Résumons : ce qui fait qu’un journal pourra fournir une information de qualité, c’est sa capacité à exprimer le plus de points de vue possible sur un même sujet, sa capacité à diversifier ses canaux d’informations. Problème : on accuse les médias de se répéter. Or, s’il y a un manque de variété dans l’offre médiatique, c’est moins parce que les médias ne traitent pas assez de sujets différents, que parce que les manières dont les sujets sont traités paraissent toutes se ressembler.
Liberté d’expression
Le lien à l’information existant entre la société et les journalistes n’est plus le même. L’essor des réseaux sociaux a révolutionné nos modes d’informations, souvent aux dépens de la rigueur… Les normes de vérification auxquelles sont soumis les médias traditionnels ne sont, de fait, pas les mêmes sur le net.

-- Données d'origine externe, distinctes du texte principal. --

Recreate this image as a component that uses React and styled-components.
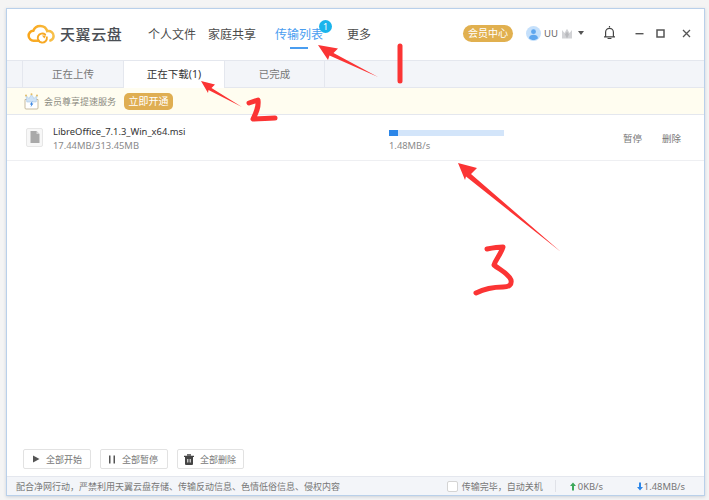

Fausses informations ou complotismes en tout genre pullulent, et risquent de contaminer le champ médiatique lui-même. Certains journaux en ont déjà fait les frais, et ont été contraints de retirer certaines informations, celles-ci s’étant révélées inexactes.
Les journalistes doivent répondre à la demande de variété des citoyens. Autrement, comment ne pas comprendre que les citoyens veuillent se tourner vers d’autres canaux de diffusion ? L’information, c’est comme les fraises. Quand on en mange trop, on fait une diarrhée. Or, quand on a la diarrhée, comment faire pour se soigner ?

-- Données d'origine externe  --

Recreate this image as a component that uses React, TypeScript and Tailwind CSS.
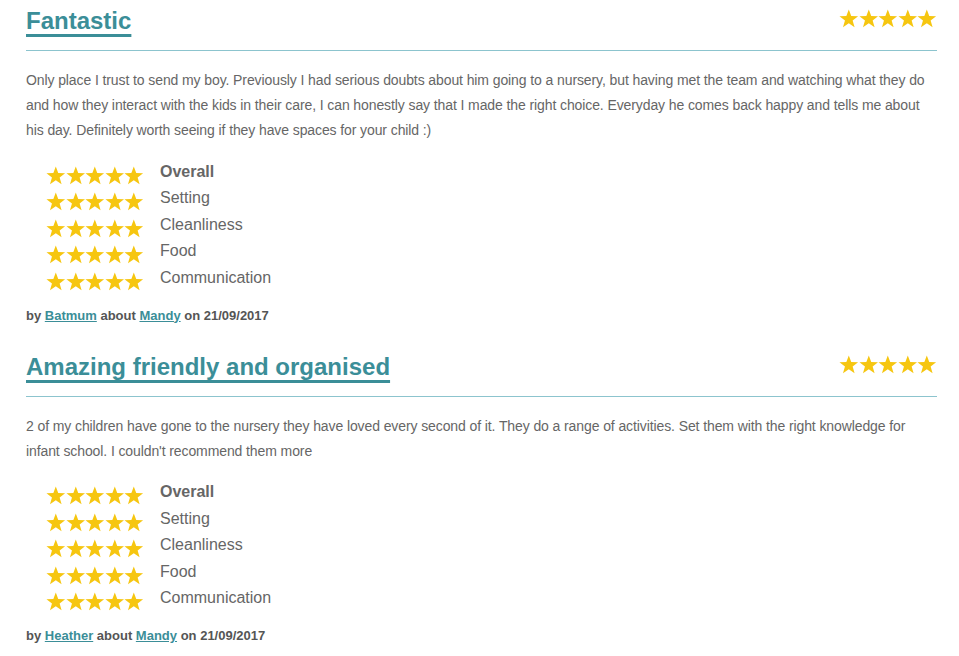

Il faut irriguer les canaux de l’information de nouvelles méthodes de travail capables de répondre à la demande de diversité de l’offre médiatique, et de fournir une information de qualité, indispensable pour éclairer le citoyen. Dans ce cadre, le Fact checking, le journalisme de solution, ou encore la participation du public sont tout un ensemble de propositions qui font leur chemin dans l’opinion, et qui gagnent en crédit au point que certains grands médias dédient désormais des rubriques, chroniques, articles à ces nouvelles pratiques.
Cultiver la diversité de l’offre journalistique est un combat constant, qui conditionne autant la survie des médias que l’avenir de notre démocratie. Par cette pluralité des manières de traiter l’information, préservons la pluralité des moyens de s’exprimer.